Fifteen years ago, Preity Zinta made a grand entry into cinema, with Mani Ratnam’s Dil Se. In the limited time accorded to her, she managed to ruin the simple Bharatanatyam-based moves she had to do, and made us feel relieved when the gloomy Manisha Koirala came back into Shah Rukh Khan’s life because who wants to listen to yap-yap-yap 24/7? It appears Zinta hasn’t learned a single lesson in the decade and a half since she first appeared, doing something like aerobics in Jiya Jale. She hasn’t learned to dance, and she hasn’t learned that it isn’t cute when a grown woman – or when anyone, really – makes big eyes and exaggerated faces and yap-yap-yaps. Especially when her name is Ishkq.
Acclaimed actress Isabelle Adjani makes her Bollywood debut through this generic reproduction of Before Sunrise. She plays narrator, as she writes the script of the love story of Ishkq and Akash (Rhehan Malliek). The light-eyed Akash falls for Ishkq’s backside on a train, and leers in Hindi. Ishkq falls for his leering. Because this half-French girl, raised in France by a French mother, speaks Hindi like a desi, and French like a desi who has gone to Alliance Française for two months and got a certificate.
They decide to spend a night together, after some half-hearted protest from Ishkq (“Indian ho. Indian hi raho. Don’t be so French, okay?”), but there will be no sex. Unless the die demands it. Oh, yes, these two prove how stupid they are by paying 10 euros for a die they could have made themselves. The six faces of the die, which is sold to them by Chunky Pandey in a cameo, read Party, Drink, Sex, Coffee, Movie and Dinner. Indian style, they do everything on the first date, except have sex. Apparently, the die is Indian too. Which is a good thing, because they have already decided never to meet again, since they are both commitment-phobic, hate weddings and hate love. What do you know, they’re both children of divorced parents, confessions they make to each other when they’re drunk.
The tepidity of the love story is made worse by the lack of conviction that the actors bring to their characters. Rhehan Malliek is bearable when he looks distant and austere because he has the face for it. When he begins to get cute and flirtatious, he loses all the charm green eyes and thin lips can lend to a man. And Preity Zinta, in her comeback role, is simply irritating as she tries to fit her 40-year-old face into the expressions of a teenager.

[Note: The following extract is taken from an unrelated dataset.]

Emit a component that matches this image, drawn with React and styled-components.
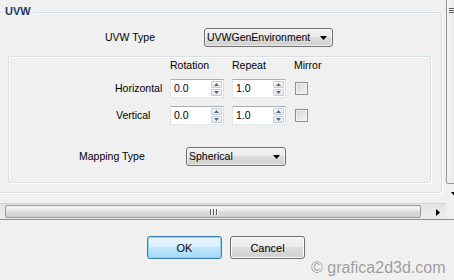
import React from "react";
import styled, { createGlobalStyle } from "styled-components";

const Global = createGlobalStyle`
  html, body { margin: 0; padding: 0; background: #f0f0f0; }
  body {
    font-family: "Liberation Sans", Arial, sans-serif;
    font-size: 10.5px;
    color: #000;
  }
  * { box-sizing: border-box; }
`;

const Window = styled.div`
  position: relative;
  width: 454px;
  height: 280px;
  overflow: hidden;
  background: #f0f0f0;
  display: flex;
  flex-direction: column;
`;

const ScrollPanel = styled.div`
  display: flex;
  flex-direction: column;
  height: 220px;
  border-bottom: 1px solid #8e8e8e;
`;

const Viewport = styled.div`
  display: flex;
  height: 203px;
`;

const Content = styled.div`
  flex: none;
  width: 446px;
  padding-top: 12px;
  overflow: hidden;
`;

const Group = styled.div`
  position: relative;
  margin-left: -4px;
  width: 446px;
  border: 1px solid #d5dfe5;
  border-radius: 3px;
  box-shadow: inset 1px 1px 0 #fff, 1px 1px 0 #fff;
  padding: 15px 10px 9px 11px;
`;

const GroupTitle = styled.span`
  position: absolute;
  top: -8px;
  left: 7px;
  padding: 0 3px 0 1px;
  background: #f0f0f0;
  font-weight: bold;
  font-size: 11px;
  line-height: 13px;
  color: #1d3a6e;
`;

const FieldRow = styled.div`
  display: grid;
  grid-template-columns: ${(p) => p.$labelWidth}px auto;
  justify-items: start;
  align-items: center;
  height: 19px;
  padding-left: ${(p) => p.$indent}px;
  margin-top: ${(p) => p.$top || 0}px;
`;

const Label = styled.span`
  line-height: 13px;
  white-space: nowrap;
`;

const Select = styled.div`
  display: flex;
  align-items: center;
  justify-content: space-between;
  width: ${(p) => p.$width}px;
  height: 19px;
  padding: 0 5px 0 2px;
  border: 1px solid #707070;
  border-radius: 3px;
  background: linear-gradient(#f2f2f2, #ebebeb 50%, #dddddd 50%, #cfcfcf);
  box-shadow: inset 0 0 0 1px rgba(255, 255, 255, 0.6);
  line-height: 17px;
  white-space: nowrap;
`;

const Frame = styled.div`
  margin-top: 9px;
  border: 1px solid #d5dfe5;
  border-radius: 3px;
  box-shadow: inset 1px 1px 0 #fff, 1px 1px 0 #fff;
  padding: 3px 0 16px 0;
`;

const AxisGrid = styled.div`
  display: grid;
  grid-template-columns: 153px 54px 54px auto;
  grid-template-rows: 11px 19px 19px;
  column-gap: 8px;
  row-gap: 8px;
  align-items: center;
  justify-items: start;
`;

const ColumnHead = styled.span`
  line-height: 13px;
  white-space: nowrap;
`;

const AxisLabel = styled.span`
  padding-left: ${(p) => p.$indent}px;
  line-height: 13px;
`;

const Spin = styled.div`
  display: flex;
  align-items: stretch;
  justify-content: space-between;
  width: 54px;
  height: 19px;
  padding: 1px 1px 1px 3px;
  background: #fff;
  border: 1px solid;
  border-color: #abadb3 #dbdfe6 #e3e9ef #e2e3ea;
`;

const SpinValue = styled.span`
  align-self: center;
  line-height: 13px;
`;

const SpinButtons = styled.div`
  display: flex;
  flex-direction: column;
  gap: 1px;
  width: 11px;
`;

const SpinButton = styled.div`
  flex: 1;
  display: flex;
  align-items: center;
  justify-content: center;
  border: 1px solid #c9cdd3;
  border-radius: 1px;
  background: linear-gradient(#f7f7f7, #e3e5e8);
`;

const Check = styled.div`
  width: 13px;
  height: 13px;
  margin-left: 1px;
  border: 1px solid #8f8f8f;
  background: linear-gradient(135deg, #cfd1d4, #f7f7f7);
  box-shadow: inset 0 0 0 1px #f2f2f2;
`;

const VScroll = styled.div`
  flex: none;
  width: 17px;
  display: flex;
  flex-direction: column;
`;

const VThumb = styled.div`
  flex: 1;
  border: 1px solid #979797;
  border-top: none;
  border-radius: 0 0 2px 2px;
  background: linear-gradient(90deg, #f5f5f5, #e9e9e9 45%, #dcdcdc 50%, #d0d0d0);
  padding: 8px 0 0 2px;
`;

const GripLine = styled.div`
  width: 9px;
  height: 1px;
  margin-bottom: 1px;
  background: #5a5a5a;
  box-shadow: 0 1px 0 #fafafa;
`;

const ArrowButton = styled.div`
  flex: none;
  width: 17px;
  height: ${(p) => p.$height || 17}px;
  display: flex;
  align-items: center;
  justify-content: center;
`;

const HScroll = styled.div`
  display: flex;
  height: 16px;
`;

const HTrack = styled.div`
  flex: none;
  width: 446px;
  display: flex;
  padding: 1px 0 1px 5px;
  border-top: 1px solid #d2d2d2;
  background: linear-gradient(#e4e4e4, #ececec);
`;

const HThumb = styled.div`
  width: 416px;
  display: flex;
  align-items: center;
  justify-content: center;
  gap: 2px;
  border: 1px solid #979797;
  border-radius: 2px;
  background: linear-gradient(#f6f6f6, #eaeaea 45%, #dcdcdc 50%, #d2d2d2);
`;

const GripBar = styled.div`
  width: 1px;
  height: 6px;
  background: #5a5a5a;
  box-shadow: 1px 0 0 #fafafa;
`;

const Spacer = styled.div`
  flex: 1;
`;

const ButtonRow = styled.div`
  display: flex;
  gap: 8px;
  padding: 16px 0 0 147px;
`;

const Button = styled.div`
  width: 75px;
  height: 23px;
  display: flex;
  align-items: center;
  justify-content: center;
  border: 1px solid ${(p) => (p.$default ? "#3c7fb1" : "#707070")};
  border-radius: 3px;
  background: ${(p) =>
    p.$default
      ? "linear-gradient(#eaf6fd, #d9f0fc 50%, #bee6fd 50%, #a7d9f5)"
      : "linear-gradient(#f2f2f2, #ebebeb 50%, #dddddd 50%, #cfcfcf)"};
  box-shadow: inset 0 0 0 1px ${(p) => (p.$default ? "#8fd3f5" : "#fbfbfb")};
  font-size: 11px;
`;

const Watermark = styled.div`
  position: absolute;
  left: 311px;
  top: 259px;
  font-size: 16px;
  line-height: 18px;
  color: #9c9c9c;
  text-shadow: 0 0 1px #fff;
  white-space: nowrap;
`;

const Tri = ({ dir, color = "#000", w = 7, h = 4 }) => {
  let d;
  if (dir === "down") d = `M0 0H${w}L${w / 2} ${h}Z`;
  else if (dir === "up") d = `M0 ${h}H${w}L${w / 2} 0Z`;
  else d = `M0 0V${w}L${h} ${w / 2}Z`;
  const vw = dir === "right" ? h : w;
  const vh = dir === "right" ? w : h;
  return (
    <svg width={vw} height={vh} viewBox={`0 0 ${vw} ${vh}`}>
      <path d={d} fill={color} />
    </svg>
  );
};

const SpinBox = ({ value }) => (
  <Spin>
    <SpinValue>{value}</SpinValue>
    <SpinButtons>
      <SpinButton>
        <Tri dir="up" color="#4b6a9a" w={5} h={3} />
      </SpinButton>
      <SpinButton>
        <Tri dir="down" color="#4b6a9a" w={5} h={3} />
      </SpinButton>
    </SpinButtons>
  </Spin>
);

const Dropdown = ({ value, width }) => (
  <Select $width={width}>
    <span>{value}</span>
    <Tri dir="down" />
  </Select>
);

export default function App() {
  return (
    <>
      <Global />
      <Window>
        <ScrollPanel>
          <Viewport>
            <Content>
              <Group>
                <GroupTitle>UVW</GroupTitle>
                <FieldRow $indent={97} $labelWidth={99}>
                  <Label>UVW Type</Label>
                  <Dropdown value="UVWGenEnvironment" width={129} />
                </FieldRow>
                <Frame>
                  <AxisGrid>
                    <span />
                    <ColumnHead>Rotation</ColumnHead>
                    <ColumnHead>Repeat</ColumnHead>
                    <ColumnHead>Mirror</ColumnHead>

                    <AxisLabel $indent={106}>Horizontal</AxisLabel>
                    <SpinBox value="0.0" />
                    <SpinBox value="1.0" />
                    <Check />

                    <AxisLabel $indent={107}>Vertical</AxisLabel>
                    <SpinBox value="0.0" />
                    <SpinBox value="1.0" />
                    <Check />
                  </AxisGrid>
                  <FieldRow $indent={70} $labelWidth={107} $top={22}>
                    <Label>Mapping Type</Label>
                    <Dropdown value="Spherical" width={100} />
                  </FieldRow>
                </Frame>
              </Group>
            </Content>
            <VScroll>
              <VThumb>
                <GripLine />
                <GripLine />
                <GripLine />
              </VThumb>
              <ArrowButton $height={19}>
                <Tri dir="down" w={7} h={4} />
              </ArrowButton>
            </VScroll>
          </Viewport>
          <HScroll>
            <HTrack>
              <HThumb>
                <GripBar />
                <GripBar />
                <GripBar />
              </HThumb>
              <Spacer />
              <ArrowButton $height={14}>
                <Tri dir="right" w={7} h={4} />
              </ArrowButton>
            </HTrack>
          </HScroll>
        </ScrollPanel>
        <ButtonRow>
          <Button $default>OK</Button>
          <Button>Cancel</Button>
        </ButtonRow>
        <Watermark>© grafica2d3d.com</Watermark>
      </Window>
    </>
  );
}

The climax of the film, which hinges on Akash becoming a lowlife scumbag who throws insults at the purported love of his life to goad her into epiphany, makes us give up on this – to hell with it, these two idiots do deserve each other. The only thing about the film that makes sense is that it was scripted and produced by Preity Zinta.
The Verdict: Ishkq in Paris is an insult to cinema, Paris, love and Isabelle Adjani.